Verse 41 — The Merchants and the Fetters. The detail of merchants arriving with silver, gold, and chains (Greek: pedai, fetters) is among the most morally chilling in the entire book. They have heard of the army's "fame" — its power and purpose — and have come not as combatants but as opportunists, entrepreneurs of human misery. The slave trade was a well-established economy attached to ancient military campaigns; victorious armies produced prisoners, and merchants were ready to purchase and distribute them. The fetters are brought in anticipation: the children of Israel are not yet captured, yet chains are already prepared for their wrists. This anticipatory enslavement — the commercial infrastructure of oppression assembling before the battle — exposes the depth of the world's hostility to the covenant people. That forces from Syria and "the land of the Philistines" (the coastal regions, recalling Israel's ancient enemies) join the coalition deepens the typological resonance: this is not merely a Seleucid campaign, but a recapitulation of the ancient pattern of surrounding nations conspiring against Israel.

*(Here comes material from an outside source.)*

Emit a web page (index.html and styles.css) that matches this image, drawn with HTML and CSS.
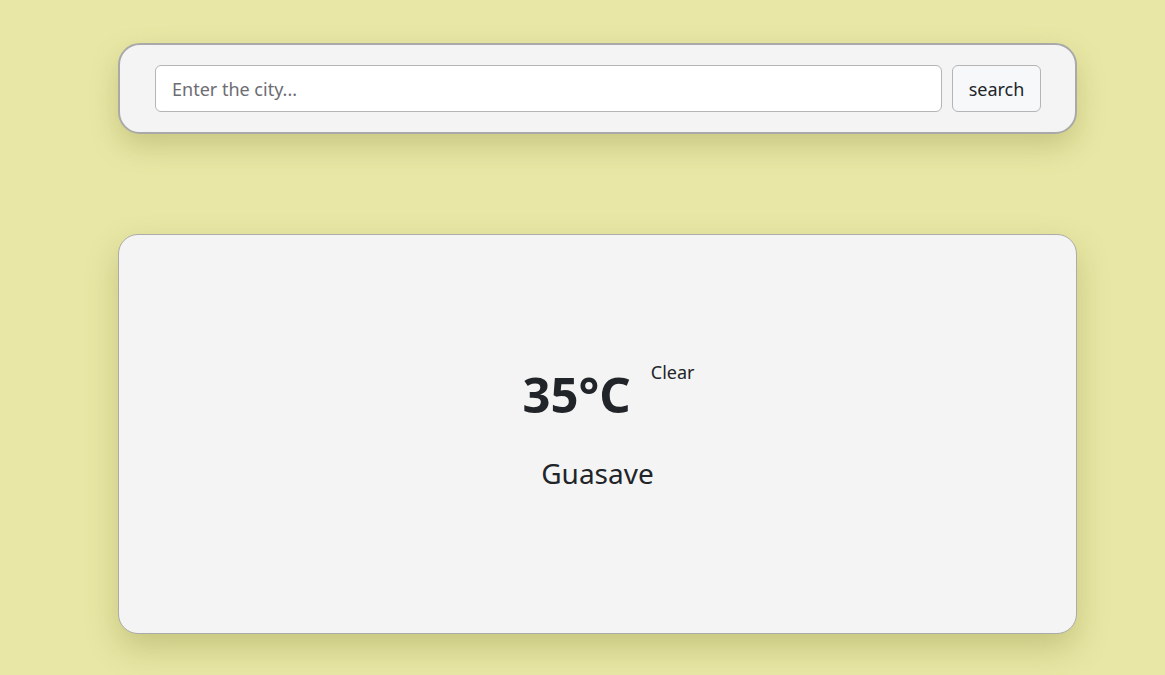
FILE: index.html
```html
<!DOCTYPE html>
<html lang="en">
<head>
<meta charset="utf-8">
<title>Weather</title>
<link rel="stylesheet" href="styles.css">
</head>
<body>
<main class="page">
  <section class="search-card">
    <input class="city-input" type="text" placeholder="Enter the city...">
    <button class="search-btn" type="button">search</button>
  </section>
  <section class="weather-card">
    <div class="temp-row">
      <span class="temp">35°C</span>
      <span class="cond">Clear</span>
    </div>
    <div class="city">Guasave</div>
  </section>
</main>
</body>
</html>
```

FILE: styles.css
```css
* { box-sizing: border-box; }
html, body {
  margin: 0;
  height: 100%;
}
body {
  background: #e8e7a5;
  font-family: "Noto Sans", "Open Sans", sans-serif;
  color: #212529;
  overflow: hidden;
}
.page {
  width: 959px;
  margin-left: 118px;
  padding-top: 43px;
  display: flex;
  flex-direction: column;
  gap: 100px;
}
.search-card {
  height: 91px;
  background: #f4f4f4;
  border: 2px solid #a9a9a9;
  border-radius: 22px;
  padding: 20px 34px 0 35px;
  display: flex;
  gap: 10px;
  box-shadow: 0 12px 28px rgba(120, 120, 40, 0.28);
}
.city-input {
  flex: 1;
  height: 47px;
  border: 1px solid #b5b5b5;
  border-radius: 6px;
  background: #fff;
  padding: 0 16px;
  font-family: inherit;
  font-size: 18px;
  color: #212529;
  outline: none;
}
.city-input::placeholder { color: #6c6c72; }
.search-btn {
  width: 89px;
  height: 47px;
  border: 1px solid #b5b5b5;
  border-radius: 6px;
  background: #f7f8fa;
  font-family: inherit;
  font-size: 18px;
  color: #212529;
  padding: 0;
}
.weather-card {
  height: 400px;
  background: #f4f4f4;
  border: 1px solid #ababab;
  border-radius: 20px;
  display: flex;
  flex-direction: column;
  align-items: center;
  justify-content: center;
  box-shadow: 0 14px 32px rgba(120, 120, 40, 0.3);
  padding-bottom: 12px;
}
.temp-row {
  display: flex;
  align-items: flex-start;
  gap: 20px;
  padding-left: 22px;
}
.temp {
  font-size: 49px;
  font-weight: 700;
  line-height: 1.2;
}
.cond {
  font-size: 18px;
  line-height: 1;
  margin-top: -2px;
}
.city {
  font-size: 28px;
  line-height: 1.2;
  margin-top: 33px;
}
```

Typological and Spiritual Senses. The Fathers read Israel's persecutions typologically as figures of the Church's experience of worldly hostility. The three commanders may be read as representing the world, the flesh, and the devil — the triple alliance that besieges the soul. The fetters prepared by the merchants recall the bondage of sin, which is fashioned and readied before its victims have yet fallen. The encampment at Emmaus, in light of Luke 24, invites a resurrection typology: where evil seems to gather in triumphant force, Christ will ultimately reveal himself.